- [Task statement]:
Reproduce all the lines exactly as they stand, apart from the pictures.

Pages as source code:

-*-*-

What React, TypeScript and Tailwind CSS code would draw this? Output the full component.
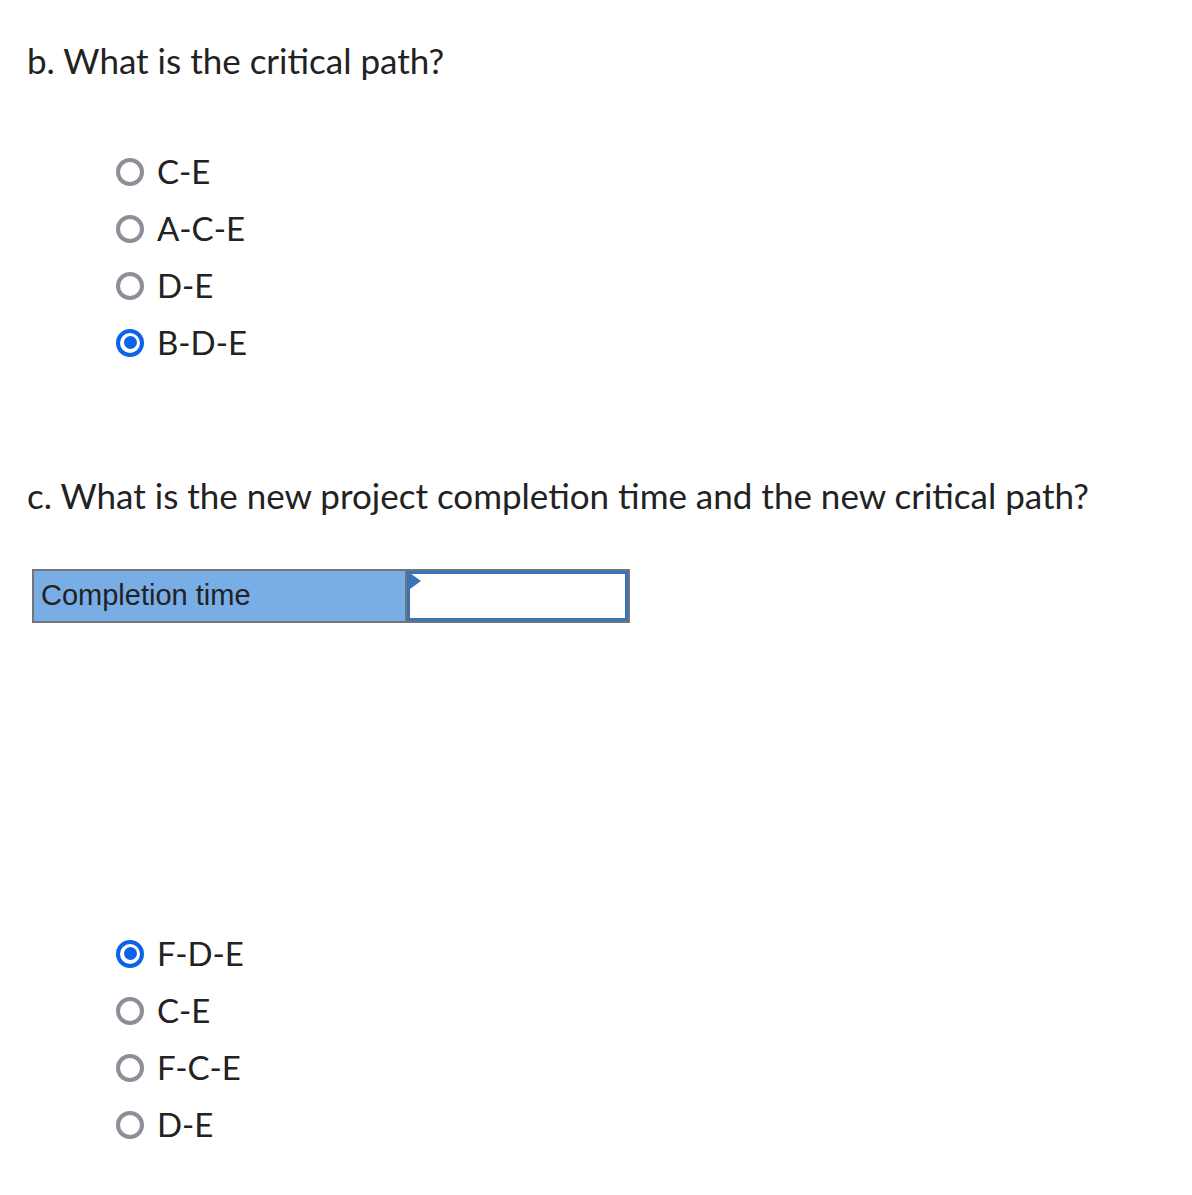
import React from "react";

const font = { fontFamily: "Lato, 'Noto Sans', sans-serif" };

function Radio({ label, checked }: { label: string; checked?: boolean }) {
  return (
    <div className="flex items-center h-[57px]">
      {checked ? (
        <span className="w-[28px] h-[28px] rounded-full border-[4px] border-[#0b63e5] flex items-center justify-center">
          <span className="w-[13px] h-[13px] rounded-full bg-[#0b63e5]" />
        </span>
      ) : (
        <span className="w-[28px] h-[28px] rounded-full border-[4px] border-[#8e8e99]" />
      )}
      <span className="ml-[13px] text-[33px] text-[#222]">{label}</span>
    </div>
  );
}

export default function App() {
  return (
    <div className="w-[1192px] h-[1195px] bg-white text-[#222]" style={font}>
      <div className="pl-[27px] pt-[38px]">
        <div className="text-[35px] leading-[44px]">b. What is the critical path?</div>
        <div className="pl-[89px] mt-[61px]">
          <Radio label="C-E" />
          <Radio label="A-C-E" />
          <Radio label="D-E" />
          <Radio label="B-D-E" checked />
        </div>
        <div className="text-[35px] leading-[44px] mt-[102px]">
          c. What is the new project completion time and the new critical path?
        </div>
        <div className="ml-[5px] mt-[52px] w-[598px] h-[54px] border-2 border-[#757575] flex">
          <div className="w-[373px] bg-[#79ade5] border-r-2 border-[#757575] flex items-center pl-[7px] text-[29px]" style={{ fontFamily: "'Liberation Sans', Arial, sans-serif" }}>
            Completion time
          </div>
          <div className="flex-1 bg-white border-[3px] border-[#3a74b8] relative">
            <span className="absolute left-0 top-0 w-0 h-0 border-t-[8px] border-b-[8px] border-l-[11px] border-t-transparent border-b-transparent border-l-[#3a74b8] -mt-[1px]" />
          </div>
        </div>
        <div className="pl-[89px] mt-[302px]">
          <Radio label="F-D-E" checked />
          <Radio label="C-E" />
          <Radio label="F-C-E" />
          <Radio label="D-E" />
        </div>
      </div>
    </div>
  );
}
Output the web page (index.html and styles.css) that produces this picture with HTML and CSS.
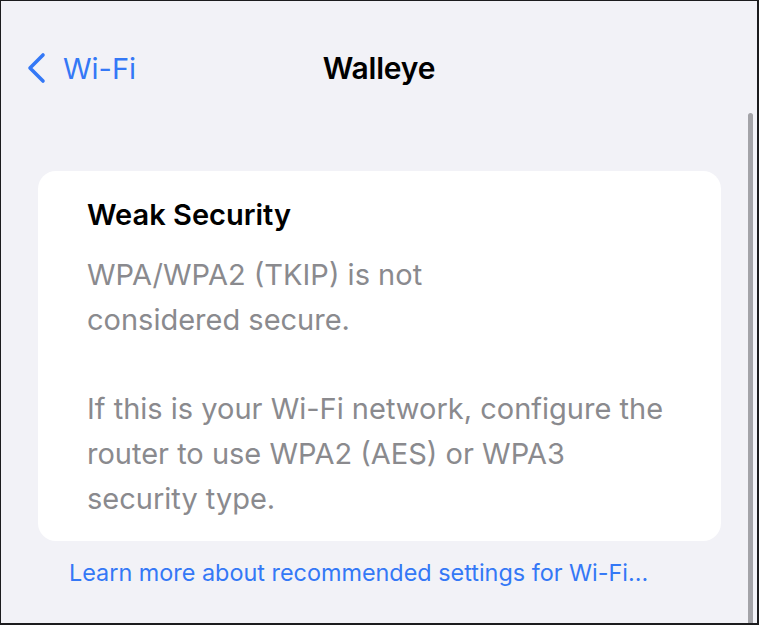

-*-*-

- [Completed task]:
What React, TypeScript and Tailwind CSS code would draw this? Output the full component.
import React from "react";

const font = { fontFamily: "Lato, 'Noto Sans', sans-serif" };

function Radio({ label, checked }: { label: string; checked?: boolean }) {
  return (
    <div className="flex items-center h-[57px]">
      {checked ? (
        <span className="w-[28px] h-[28px] rounded-full border-[4px] border-[#0b63e5] flex items-center justify-center">
          <span className="w-[13px] h-[13px] rounded-full bg-[#0b63e5]" />
        </span>
      ) : (
        <span className="w-[28px] h-[28px] rounded-full border-[4px] border-[#8e8e99]" />
      )}
      <span className="ml-[13px] text-[33px] text-[#222]">{label}</span>
    </div>
  );
}

export default function App() {
  return (
    <div className="w-[1192px] h-[1195px] bg-white text-[#222]" style={font}>
      <div className="pl-[27px] pt-[38px]">
        <div className="text-[35px] leading-[44px]">b. What is the critical path?</div>
        <div className="pl-[89px] mt-[61px]">
          <Radio label="C-E" />
          <Radio label="A-C-E" />
          <Radio label="D-E" />
          <Radio label="B-D-E" checked />
        </div>
        <div className="text-[35px] leading-[44px] mt-[102px]">
          c. What is the new project completion time and the new critical path?
        </div>
        <div className="ml-[5px] mt-[52px] w-[598px] h-[54px] border-2 border-[#757575] flex">
          <div className="w-[373px] bg-[#79ade5] border-r-2 border-[#757575] flex items-center pl-[7px] text-[29px]" style={{ fontFamily: "'Liberation Sans', Arial, sans-serif" }}>
            Completion time
          </div>
          <div className="flex-1 bg-white border-[3px] border-[#3a74b8] relative">
            <span className="absolute left-0 top-0 w-0 h-0 border-t-[8px] border-b-[8px] border-l-[11px] border-t-transparent border-b-transparent border-l-[#3a74b8] -mt-[1px]" />
          </div>
        </div>
        <div className="pl-[89px] mt-[302px]">
          <Radio label="F-D-E" checked />
          <Radio label="C-E" />
          <Radio label="F-C-E" />
          <Radio label="D-E" />
        </div>
      </div>
    </div>
  );
}
Output the web page (index.html and styles.css) that produces this picture with HTML and CSS.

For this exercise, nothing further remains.